L’album se termine avec Contact ; composition remaniée vieille de plus de 10 ans. Ca s’énerve un peu - « enfin » diront les mauvaises langues. C’est très visuel et cinématographique. Un orgue cérémonial, une batterie et une montée interminable, un décollage de fusée vers l’hyper-espace. C’est une petite claque que l’on se prend, et ça fait du bien. Les images du Wee-Waa festival confirment son potentiel en live.
Sur la forme, la production est bienveillante, ce n’est pas surcompressé, ça respire. Les sonorités sont organiques et très précises mais comment pouvait-il en être autrement au vu du matériel utilisé ? Synthé modulaire fabriqué sur mesure de 1 mètre 50 sur 2, vocoder vintage, l’orgue de Moroder quasi-unique au monde, etc. On est très loin de Homework, conçu dans une chambre improvisée en studio.

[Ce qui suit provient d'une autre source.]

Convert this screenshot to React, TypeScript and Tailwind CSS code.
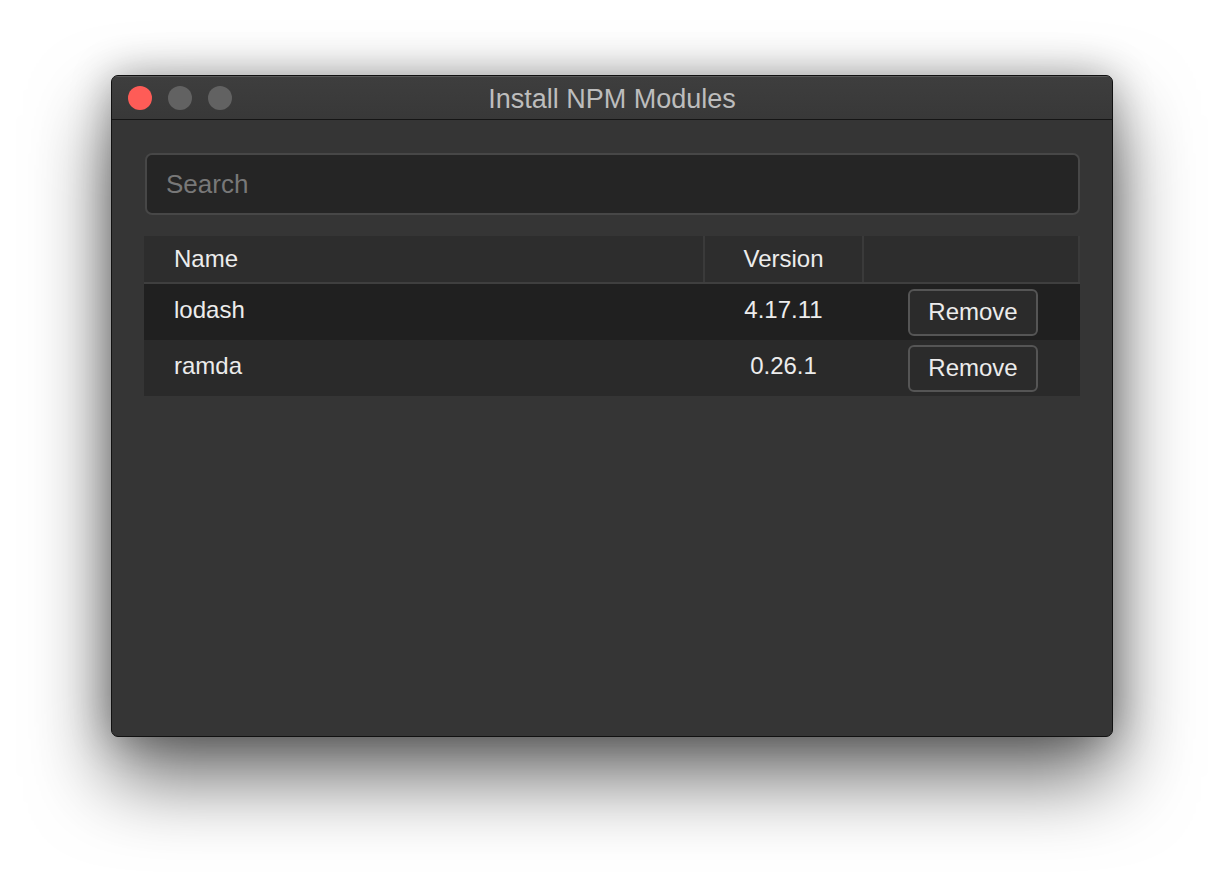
export default function App() {
  const modules = [
    { name: "lodash", version: "4.17.11" },
    { name: "ramda", version: "0.26.1" },
  ]

  return (
    <div
      className="w-[1224px] h-[884px] bg-white pt-[75px] pl-[111px] overflow-hidden"
      style={{ fontFamily: '"Liberation Sans", Arial, sans-serif' }}
    >
      {/* WINDOW */}
      <div className="w-[1002px] h-[662px] rounded-[7px] border border-[#111] bg-[#353535] shadow-[0_40px_80px_rgba(0,0,0,0.6),0_0_40px_rgba(0,0,0,0.3)] overflow-hidden flex flex-col">

        {/* TITLE BAR */}
        <div className="relative h-[44px] shrink-0 flex items-center bg-gradient-to-b from-[#3e3e3e] to-[#383838] border-b border-[#151515] border-t border-t-[#5a5a5a]">
          <div className="flex gap-[16px] pl-[16px]">
            <div className="w-[24px] h-[24px] rounded-full bg-[#fe5c57]" />
            <div className="w-[24px] h-[24px] rounded-full bg-[#626262]" />
            <div className="w-[24px] h-[24px] rounded-full bg-[#626262]" />
          </div>
          <div className="absolute inset-0 pt-[2px] flex items-center justify-center text-[27px] text-[#bdbdbd] pointer-events-none">
            Install NPM Modules
          </div>
        </div>

        {/* CONTENT */}
        <div className="flex-1 px-[32px] pt-[33px]">

          <div className="ml-[1px] h-[62px] rounded-[7px] border-2 border-[#474747] bg-[#252525] flex items-center px-[19px] text-[26px] text-[#787878]">
            Search
          </div>

          {/* TABLE */}
          <div className="mt-[21px] w-[936px] text-[24px] text-[#ececec]">
            <div className="flex h-[48px] bg-[#2d2d2d] border-b-2 border-[#3f3f3f]">
              <div className="w-[559px] flex items-center pl-[30px]">Name</div>
              <div className="w-[159px] flex items-center justify-center border-l-2 border-[#3a3a3a]">Version</div>
              <div className="flex-1 border-l-2 border-r-2 border-[#3a3a3a]" />
            </div>

            {modules.map((m, i) => (
              <div
                key={m.name}
                className={`flex h-[56px] ${i === 0 ? "bg-[#202020]" : "bg-[#2a2a2a]"}`}
              >
                <div className="w-[559px] flex items-center pl-[30px] pb-[4px]">{m.name}</div>
                <div className="w-[161px] flex items-center justify-center pb-[4px]">{m.version}</div>
                <div className="flex-1 flex items-center justify-center pl-[2px]">
                  <button className="w-[130px] h-[47px] rounded-[6px] border-2 border-[#555] bg-[#2b2b2b] text-[24px] text-[#ececec]">
                    Remove
                  </button>
                </div>
              </div>
            ))}
          </div>

        </div>

      </div>
    </div>
  )
}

Random Access Memories, en dépit de tous ces moyens et la pléiade de featuring qui réussissent tous là où on les attendait, n’est malgré tout pas un album irréprochable. La sur-utilisation des violons est un peu pompeuse et agaçante. Il est un peu trop bavard aussi. L’absence d’un titre fédérateur, carré, vif, orienté dancefloor peut être préjudiciable. Il faudra attendre l’import Japonais et Horizon, la suite logique de Contact, pour confirmer ce dernier point. Reste à voir si tous ces petits défauts s’effaceront au fil des écoutes ou inversement, mais pour le moment, ne boudons pas notre plaisir : les Daft Punk ont réalisé un album audacieux, beau, inattendu, homogène et populaire. Largement au-dessus de la mêlée, Random Access Memories est un superbe album.